Mayor Daryl White, Jr., asked what would happen if there was a fire.
“If it was that major of a deal, we could turn all the pumps on, but we would have to issue an advisory,” Baretich said.
Struemph said they could rely on mutual aid too. Baretich said they have manually raised the water levels in the new tower and it will hold another four feet than what is in there currently.
“We can compensate for the water difference,” he said.
The old tower only holds 50,000 gallons when it is all the way full.
“We’re not losing that much water,” he said. “Something to think about. If we want to put it back in (to service) we can drain it, we can chlorinate it, fill it, and put it back in service.”
Padgett said he would rather leave it out of service. Struemph asked if it was required for the city to have the work completed after it was delayed five years ago.

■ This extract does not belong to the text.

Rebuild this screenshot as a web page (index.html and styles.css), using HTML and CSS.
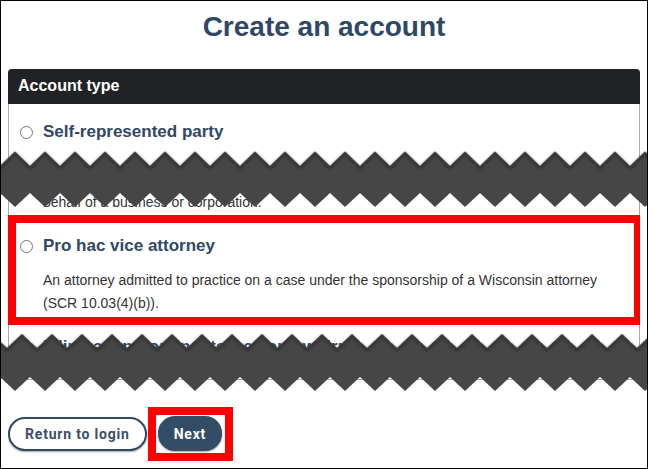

“We had just had our drinking water inspection and it was one of their recommendations to have the tower inspected,” Baretich said. “To see what our situation is with it.”

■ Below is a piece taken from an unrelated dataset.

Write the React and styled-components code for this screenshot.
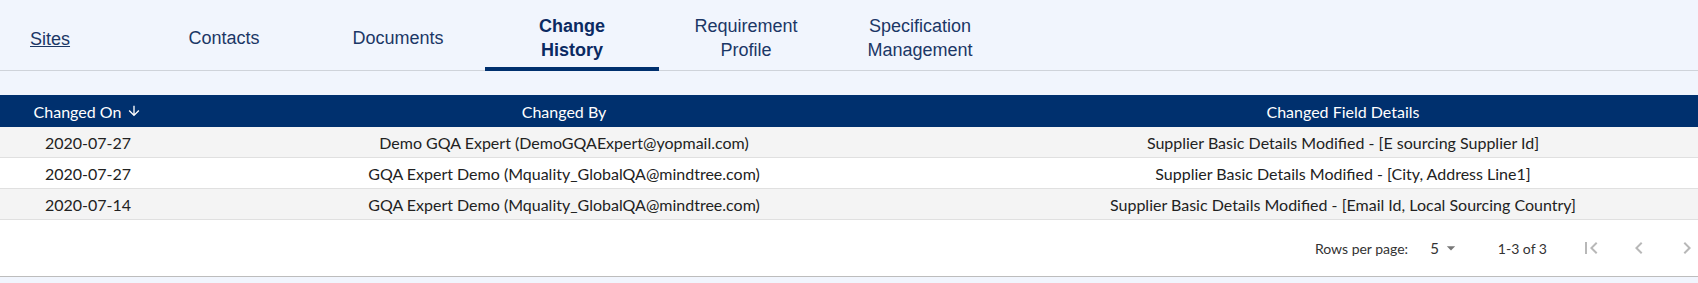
import React from 'react'
import styled, { createGlobalStyle } from 'styled-components'

const GlobalStyle = createGlobalStyle`
  html, body {
    margin: 0;
    padding: 0;
    background: #f1f5fd;
    overflow: hidden;
  }
`

const Page = styled.div`
  width: 1761px;
  background: #f1f5fd;
`

const TabBar = styled.nav`
  display: flex;
  height: 70px;
  border-bottom: 1px solid #cfd3da;
  font-family: 'Liberation Sans', Arial, sans-serif;
`

const SitesLink = styled.a`
  flex: 0 0 137px;
  box-sizing: border-box;
  padding: 8px 0 0 30px;
  display: flex;
  align-items: center;
  font-size: 18px;
  color: #1b3766;
  text-decoration: underline;
`

const Tab = styled.div`
  flex: 0 0 174px;
  box-sizing: border-box;
  display: flex;
  align-items: center;
  justify-content: center;
  text-align: center;
  padding-top: 8px;
  font-size: 18px;
  line-height: 24px;
  font-weight: ${p => (p.$active ? 700 : 400)};
  color: ${p => (p.$active ? '#0b2a62' : '#1b3766')};
  border-bottom: 4px solid ${p => (p.$active ? '#00306e' : 'transparent')};
  margin-bottom: -1px;
  height: 71px;
`

const Gap = styled.div`
  height: 24px;
`

const Table = styled.div`
  font-family: Lato, 'Open Sans', sans-serif;
  font-size: 16px;
  color: #222;
`

const Row = styled.div`
  display: grid;
  grid-template-columns: 176px 776px 782px 1fr;
  height: ${p => (p.$head ? '32px' : '31px')};
  align-items: center;
  background: ${p => (p.$head ? '#00306e' : p.$odd ? '#f4f4f4' : '#ffffff')};
  color: ${p => (p.$head ? '#ffffff' : '#222')};
  border-bottom: ${p => (p.$head ? 'none' : '1px solid #e0e0e0')};
  box-sizing: border-box;
`

const Cell = styled.div`
  text-align: center;
  white-space: nowrap;
  display: flex;
  justify-content: center;
  align-items: center;
  gap: 5px;
`

const Pagination = styled.div`
  display: flex;
  justify-content: flex-end;
  align-items: center;
  height: 56px;
  background: #ffffff;
  border-bottom: 1px solid #bdbdbd;
  padding-right: 2px;
  font-family: Lato, 'Open Sans', sans-serif;
  font-size: 14px;
  color: #333;
`

const RowsLabel = styled.span`
  margin-right: 22px;
`

const Select = styled.div`
  display: flex;
  align-items: center;
  gap: 2px;
  margin-right: 37px;
  font-size: 15px;
`

const Range = styled.span`
  margin-right: 20px;
`

const IconButton = styled.button`
  width: 48px;
  height: 48px;
  border: none;
  background: transparent;
  display: flex;
  align-items: center;
  justify-content: center;
  padding: 0;
  color: #b8b8b8;
`

const Bottom = styled.div`
  height: 8px;
`

const rows = [
  ['2020-07-27', 'Demo GQA Expert (DemoGQAExpert@yopmail.com)', 'Supplier Basic Details Modified - [E sourcing Supplier Id]'],
  ['2020-07-27', 'GQA Expert Demo (Mquality_GlobalQA@mindtree.com)', 'Supplier Basic Details Modified - [City, Address Line1]'],
  ['2020-07-14', 'GQA Expert Demo (Mquality_GlobalQA@mindtree.com)', 'Supplier Basic Details Modified - [Email Id, Local Sourcing Country]'],
]

const Icon = ({ d, size = 24 }) => (
  <svg width={size} height={size} viewBox="0 0 24 24" fill="currentColor">
    <path d={d} />
  </svg>
)

const App = () => (
  <Page>
    <GlobalStyle />
    <TabBar>
      <SitesLink>Sites</SitesLink>
      <Tab>Contacts</Tab>
      <Tab>Documents</Tab>
      <Tab $active>Change<br />History</Tab>
      <Tab>Requirement<br />Profile</Tab>
      <Tab>Specification<br />Management</Tab>
    </TabBar>
    <Gap />
    <Table>
      <Row $head>
        <Cell>
          Changed On
          <svg width="16" height="16" viewBox="0 0 24 24" fill="#fff">
            <path d="M20 12l-1.41-1.41L13 16.17V4h-2v12.17l-5.58-5.59L4 12l8 8 8-8z" />
          </svg>
        </Cell>
        <Cell>Changed By</Cell>
        <Cell>Changed Field Details</Cell>
      </Row>
      {rows.map((r, i) => (
        <Row key={i} $odd={i % 2 === 0}>
          <Cell>{r[0]}</Cell>
          <Cell>{r[1]}</Cell>
          <Cell>{r[2]}</Cell>
        </Row>
      ))}
      <Pagination>
        <RowsLabel>Rows per page:</RowsLabel>
        <Select>
          5
          <svg width="20" height="20" viewBox="0 0 24 24" fill="#777">
            <path d="M7 10l5 5 5-5z" />
          </svg>
        </Select>
        <Range>1-3 of 3</Range>
        <IconButton><Icon d="M18.41 16.59L13.82 12l4.59-4.59L17 6l-6 6 6 6zM6 6h2v12H6z" /></IconButton>
        <IconButton><Icon d="M15.41 7.41L14 6l-6 6 6 6 1.41-1.41L10.83 12z" /></IconButton>
        <IconButton><Icon d="M10 6L8.59 7.41 13.17 12l-4.58 4.59L10 18l6-6z" /></IconButton>
        <IconButton><Icon d="M5.59 7.41L10.18 12l-4.59 4.59L7 18l6-6-6-6zM16 6h2v12h-2z" /></IconButton>
      </Pagination>
    </Table>
    <Bottom />
  </Page>
)

export default App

On the new tower, Baretich said it came out mostly good.
“Apparently the vent has got some wear and damage up there,” he said. “They do recommend installing a new aluminum roof vent and there is some welding to be done on the vent tube up there.”
A rough cost estimate is around $7,000 to have the new aluminum vent put in, minus the cost of the welding.
Baretich said there were several recommendations for repairs and maintenance, including power washing and painting.
“He made a comment about needing repainting too,” Baretich said. “Whatever paint was put on there is not sticking to the undercoating as it should. He didn’t give a reason except for non-compatible materials.”
Baretich recommended they look into pricing, and make phone calls and emails to see what some vendors could provide.
Struemph asked about the water budget.
“We are in the black, though there is not a whole lot of room,” he said. “The $24,000 we saved from 2021 — Charro (Reasor, treasurer) thinks it just got absorbed into the general fund. I hate that we had that money saved up and it would have covered at least 75 percent of what we needed to do with the tower.”
An update on the city’s water projects — Baretich said they did not receive any of the American Rescue Plan Act (ARPA) funds they applied for through Terris Cates with Integrity Engineering.
“I met with Terris on Feb. 3 and broke the ARPA project down into a couple of phases and a phase 2 will be further down the road,” Baretich said.
The project included replacing a majority of cast iron water mains in town, a lot of the centralized, older section of town, as well as copper lines that need to go because it is lead-based.
“They aren’t causing any issues,” Baretich said. “We passed all of our lead and copper testing with flying colors this last year. There’s no issues.”
The application deadline is March 1 to submit to the Department of Natural Resources (DNR).
“Even if come May we decided we can’t do it this year we can walk away from it,” he said. “But if we don’t have it in by March 1 (it’s done). Right now there is talk of some 75 percent grants.”
Baretich said the cost of new lines, a well, and a water tower on the property west of town is what he would be interested in requesting assistance with.
“If we move forward there will be a lot of other meetings,” Baretich said.
White later declined to sign an agreement that would declare the city’s intent to apply for the grants because, while discussed, the board did not vote to move forward. The agenda item was added to a March 1 meeting that was supposed to encompass sexual harassment training for city employees but has since acquired a full agenda.
The board is scheduled to meet at noon on March 1 for mandatory sexual harassment training, discuss the SRF grant application, review new billing software and an RCS bid, discuss employee schedules, budget review, and review the MRPC administration contract for the Rock Island Trail grant.